** BEGIN **

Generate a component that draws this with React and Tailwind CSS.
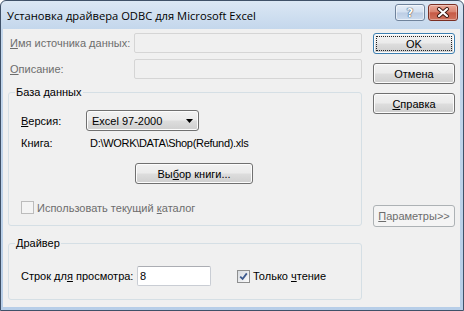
import React from "react";

const ui = "font-['Liberation_Sans',Arial,sans-serif] text-[11px] leading-[14px]";
const grayText = "text-[#6d6d6d]";
const btnFace =
  "bg-[linear-gradient(to_bottom,#f2f2f2_0%,#ebebeb_48%,#dddddd_52%,#cfcfcf_100%)] shadow-[inset_0_0_0_1px_#fcfcfc]";

function Button({ children, className = "", primary = false, disabled = false }) {
  if (disabled) {
    return (
      <div
        className={`flex items-center justify-center rounded-[3px] border border-[#adb2b5] bg-[#f4f4f4] ${grayText} ${className}`}
      >
        {children}
      </div>
    );
  }
  if (primary) {
    return (
      <div
        className={`flex rounded-[3px] border border-[#3c7fb1] p-[2px] ${btnFace} shadow-[inset_0_0_0_1px_#9fe0f9] ${className}`}
      >
        <div className="flex flex-1 items-center justify-center border border-dotted border-[#222]">
          {children}
        </div>
      </div>
    );
  }
  return (
    <div
      className={`flex items-center justify-center rounded-[3px] border border-[#707070] ${btnFace} ${className}`}
    >
      {children}
    </div>
  );
}

function Checkbox({ checked = false, disabled = false, className = "" }) {
  return (
    <span
      className={`flex h-[13px] w-[13px] shrink-0 items-center justify-center border ${
        disabled
          ? "border-[#bcbcbc] bg-[#f4f4f4]"
          : "border-[#8e8f8f] bg-[linear-gradient(135deg,#d7dbe0,#fbfbfb)]"
      } ${className}`}
    >
      {checked && (
        <svg width="9" height="9" viewBox="0 0 9 9">
          <path d="M1.2 4.6 L3.6 7 L7.8 1.4" fill="none" stroke="#3d5a8e" strokeWidth="1.8" />
        </svg>
      )}
    </span>
  );
}

function TitleBar() {
  return (
    <div className="flex h-[28px] shrink-0">
      <div className="self-center pl-[6px] pt-[1px] font-['Open_Sans','Noto_Sans',sans-serif] text-[11.2px] text-black">
        Установка драйвера ODBC для Microsoft Excel
      </div>
      <div className="ml-auto mr-[5px] mt-[3px] flex gap-[3px] self-start">
        <div className="flex h-[17px] w-[30px] items-center justify-center rounded-[3px] border border-[#6f839c] bg-[linear-gradient(to_bottom,#e6eef8_0%,#d3e0f0_48%,#bccde4_52%,#cddcef_100%)] shadow-[inset_0_0_0_1px_rgba(255,255,255,0.55)]">
          <span className="font-['DejaVu_Sans',sans-serif] text-[12px] font-bold leading-none text-white [text-shadow:0_0_1px_#1f2f45,0_0_1px_#1f2f45]">
            ?
          </span>
        </div>
        <div className="flex h-[17px] w-[30px] items-center justify-center rounded-[3px] border border-[#7a2f24] bg-[linear-gradient(to_bottom,#eaa898_0%,#d98471_46%,#c65945_52%,#d0735e_100%)] shadow-[inset_0_0_0_1px_rgba(255,255,255,0.35)]">
          <svg width="14" height="11" viewBox="0 0 14 11">
            <path d="M3 2 L11 9 M11 2 L3 9" stroke="#3b1710" strokeWidth="4" strokeLinecap="round" />
            <path d="M3 2 L11 9 M11 2 L3 9" stroke="#ffffff" strokeWidth="2.2" strokeLinecap="round" />
          </svg>
        </div>
      </div>
    </div>
  );
}

export default function App() {
  return (
    <div className={`h-[311px] w-[464px] text-black ${ui}`}>
      <div className="flex h-full flex-col rounded-t-[6px] border border-[#3f5168] bg-[linear-gradient(to_bottom,#dbe7f4_0px,#c4d7ec_28px,#b7cee8_100%)]">
        <TitleBar />
        <div className="flex flex-1 pb-[3px] pl-[2px] pr-[3px]">
          <div className="flex flex-1 bg-[#f0f0f0] pl-[5px] pt-[4px]">
            <div className="flex w-[354px] flex-col">
              <div className="flex h-[20px] items-center">
                <span className={`w-[126px] pl-[2px] ${grayText}`}>
                  <u>И</u>мя источника данных:
                </span>
                <div className="h-[20px] w-[228px] rounded-[2px] border border-[#d5d5d5]" />
              </div>
              <div className="mt-[6px] flex h-[20px] items-center">
                <span className={`w-[126px] pl-[2px] ${grayText}`}>
                  <u>О</u>писание:
                </span>
                <div className="h-[20px] w-[228px] rounded-[2px] border border-[#d5d5d5]" />
              </div>

              <fieldset className="mt-[6px] rounded-[3px] border border-[#d5dfe5]">
                <legend className="ml-[6px] px-[1px]">База данных</legend>
                <div className="pb-[11px] pl-[12px] pt-[11px]">
                  <div className="flex h-[21px] items-center">
                    <span className="w-[65px]">
                      <u>В</u>ерсия:
                    </span>
                    <div
                      className={`flex h-[21px] w-[113px] items-center justify-between rounded-[3px] border border-[#707070] pl-[5px] pr-[5px] ${btnFace}`}
                    >
                      <span>Excel 97-2000</span>
                      <svg width="7" height="4" viewBox="0 0 7 4">
                        <path d="M0 0 H7 L3.5 4 Z" fill="#000" />
                      </svg>
                    </div>
                  </div>
                  <div className="mt-[5px] flex h-[14px] items-center">
                    <span className="w-[69px]">Книга:</span>
                    <span className="tracking-[-0.3px]">{"D:\\WORK\\DATA\\Shop(Refund).xls"}</span>
                  </div>
                  <Button className="ml-[114px] mt-[13px] h-[21px] w-[118px]">
                    Вы<u>б</u>ор книги...
                  </Button>
                  <div className={`mt-[17px] flex h-[13px] items-center ${grayText}`}>
                    <Checkbox disabled />
                    <span className="ml-[3px]">
                      Использовать текущий <u>к</u>аталог
                    </span>
                  </div>
                </div>
              </fieldset>

              <fieldset className="mt-[10px] rounded-[3px] border border-[#d5dfe5]">
                <legend className="ml-[6px] px-[1px]">Драйвер</legend>
                <div className="flex items-center pb-[13px] pl-[12px] pt-[16px]">
                  <span className="w-[116px]">
                    Строк дл<u>я</u> просмотра:
                  </span>
                  <div className="flex h-[20px] w-[74px] items-center rounded-[2px] border border-[#c9cdd4] border-t-[#abadb3] bg-white pl-[2px]">
                    8
                  </div>
                  <Checkbox checked className="ml-[26px]" />
                  <span className="ml-[3px]">
                    Только <u>ч</u>тение
                  </span>
                </div>
              </fieldset>
            </div>

            <div className="ml-[11px] flex w-[82px] flex-col">
              <Button primary className="h-[21px]">
                OK
              </Button>
              <Button className="mt-[9px] h-[21px]">Отмена</Button>
              <Button className="mt-[9px] h-[21px]">
                <u>С</u>правка
              </Button>
              <Button disabled className="mt-[91px] h-[22px]">
                <u>П</u>араметры&gt;&gt;
              </Button>
            </div>
          </div>
        </div>
      </div>
    </div>
  );
}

** END **

Objective -
Exclude the images and reproduce the remaining data exactly.

Complete answer -
Generate a component that draws this with React and Tailwind CSS.
import React from "react";

const ui = "font-['Liberation_Sans',Arial,sans-serif] text-[11px] leading-[14px]";
const grayText = "text-[#6d6d6d]";
const btnFace =
  "bg-[linear-gradient(to_bottom,#f2f2f2_0%,#ebebeb_48%,#dddddd_52%,#cfcfcf_100%)] shadow-[inset_0_0_0_1px_#fcfcfc]";

function Button({ children, className = "", primary = false, disabled = false }) {
  if (disabled) {
    return (
      <div
        className={`flex items-center justify-center rounded-[3px] border border-[#adb2b5] bg-[#f4f4f4] ${grayText} ${className}`}
      >
        {children}
      </div>
    );
  }
  if (primary) {
    return (
      <div
        className={`flex rounded-[3px] border border-[#3c7fb1] p-[2px] ${btnFace} shadow-[inset_0_0_0_1px_#9fe0f9] ${className}`}
      >
        <div className="flex flex-1 items-center justify-center border border-dotted border-[#222]">
          {children}
        </div>
      </div>
    );
  }
  return (
    <div
      className={`flex items-center justify-center rounded-[3px] border border-[#707070] ${btnFace} ${className}`}
    >
      {children}
    </div>
  );
}

function Checkbox({ checked = false, disabled = false, className = "" }) {
  return (
    <span
      className={`flex h-[13px] w-[13px] shrink-0 items-center justify-center border ${
        disabled
          ? "border-[#bcbcbc] bg-[#f4f4f4]"
          : "border-[#8e8f8f] bg-[linear-gradient(135deg,#d7dbe0,#fbfbfb)]"
      } ${className}`}
    >
      {checked && (
        <svg width="9" height="9" viewBox="0 0 9 9">
          <path d="M1.2 4.6 L3.6 7 L7.8 1.4" fill="none" stroke="#3d5a8e" strokeWidth="1.8" />
        </svg>
      )}
    </span>
  );
}

function TitleBar() {
  return (
    <div className="flex h-[28px] shrink-0">
      <div className="self-center pl-[6px] pt-[1px] font-['Open_Sans','Noto_Sans',sans-serif] text-[11.2px] text-black">
        Установка драйвера ODBC для Microsoft Excel
      </div>
      <div className="ml-auto mr-[5px] mt-[3px] flex gap-[3px] self-start">
        <div className="flex h-[17px] w-[30px] items-center justify-center rounded-[3px] border border-[#6f839c] bg-[linear-gradient(to_bottom,#e6eef8_0%,#d3e0f0_48%,#bccde4_52%,#cddcef_100%)] shadow-[inset_0_0_0_1px_rgba(255,255,255,0.55)]">
          <span className="font-['DejaVu_Sans',sans-serif] text-[12px] font-bold leading-none text-white [text-shadow:0_0_1px_#1f2f45,0_0_1px_#1f2f45]">
            ?
          </span>
        </div>
        <div className="flex h-[17px] w-[30px] items-center justify-center rounded-[3px] border border-[#7a2f24] bg-[linear-gradient(to_bottom,#eaa898_0%,#d98471_46%,#c65945_52%,#d0735e_100%)] shadow-[inset_0_0_0_1px_rgba(255,255,255,0.35)]">
          <svg width="14" height="11" viewBox="0 0 14 11">
            <path d="M3 2 L11 9 M11 2 L3 9" stroke="#3b1710" strokeWidth="4" strokeLinecap="round" />
            <path d="M3 2 L11 9 M11 2 L3 9" stroke="#ffffff" strokeWidth="2.2" strokeLinecap="round" />
          </svg>
        </div>
      </div>
    </div>
  );
}

export default function App() {
  return (
    <div className={`h-[311px] w-[464px] text-black ${ui}`}>
      <div className="flex h-full flex-col rounded-t-[6px] border border-[#3f5168] bg-[linear-gradient(to_bottom,#dbe7f4_0px,#c4d7ec_28px,#b7cee8_100%)]">
        <TitleBar />
        <div className="flex flex-1 pb-[3px] pl-[2px] pr-[3px]">
          <div className="flex flex-1 bg-[#f0f0f0] pl-[5px] pt-[4px]">
            <div className="flex w-[354px] flex-col">
              <div className="flex h-[20px] items-center">
                <span className={`w-[126px] pl-[2px] ${grayText}`}>
                  <u>И</u>мя источника данных:
                </span>
                <div className="h-[20px] w-[228px] rounded-[2px] border border-[#d5d5d5]" />
              </div>
              <div className="mt-[6px] flex h-[20px] items-center">
                <span className={`w-[126px] pl-[2px] ${grayText}`}>
                  <u>О</u>писание:
                </span>
                <div className="h-[20px] w-[228px] rounded-[2px] border border-[#d5d5d5]" />
              </div>

              <fieldset className="mt-[6px] rounded-[3px] border border-[#d5dfe5]">
                <legend className="ml-[6px] px-[1px]">База данных</legend>
                <div className="pb-[11px] pl-[12px] pt-[11px]">
                  <div className="flex h-[21px] items-center">
                    <span className="w-[65px]">
                      <u>В</u>ерсия:
                    </span>
                    <div
                      className={`flex h-[21px] w-[113px] items-center justify-between rounded-[3px] border border-[#707070] pl-[5px] pr-[5px] ${btnFace}`}
                    >
                      <span>Excel 97-2000</span>
                      <svg width="7" height="4" viewBox="0 0 7 4">
                        <path d="M0 0 H7 L3.5 4 Z" fill="#000" />
                      </svg>
                    </div>
                  </div>
                  <div className="mt-[5px] flex h-[14px] items-center">
                    <span className="w-[69px]">Книга:</span>
                    <span className="tracking-[-0.3px]">{"D:\\WORK\\DATA\\Shop(Refund).xls"}</span>
                  </div>
                  <Button className="ml-[114px] mt-[13px] h-[21px] w-[118px]">
                    Вы<u>б</u>ор книги...
                  </Button>
                  <div className={`mt-[17px] flex h-[13px] items-center ${grayText}`}>
                    <Checkbox disabled />
                    <span className="ml-[3px]">
                      Использовать текущий <u>к</u>аталог
                    </span>
                  </div>
                </div>
              </fieldset>

              <fieldset className="mt-[10px] rounded-[3px] border border-[#d5dfe5]">
                <legend className="ml-[6px] px-[1px]">Драйвер</legend>
                <div className="flex items-center pb-[13px] pl-[12px] pt-[16px]">
                  <span className="w-[116px]">
                    Строк дл<u>я</u> просмотра:
                  </span>
                  <div className="flex h-[20px] w-[74px] items-center rounded-[2px] border border-[#c9cdd4] border-t-[#abadb3] bg-white pl-[2px]">
                    8
                  </div>
                  <Checkbox checked className="ml-[26px]" />
                  <span className="ml-[3px]">
                    Только <u>ч</u>тение
                  </span>
                </div>
              </fieldset>
            </div>

            <div className="ml-[11px] flex w-[82px] flex-col">
              <Button primary className="h-[21px]">
                OK
              </Button>
              <Button className="mt-[9px] h-[21px]">Отмена</Button>
              <Button className="mt-[9px] h-[21px]">
                <u>С</u>правка
              </Button>
              <Button disabled className="mt-[91px] h-[22px]">
                <u>П</u>араметры&gt;&gt;
              </Button>
            </div>
          </div>
        </div>
      </div>
    </div>
  );
}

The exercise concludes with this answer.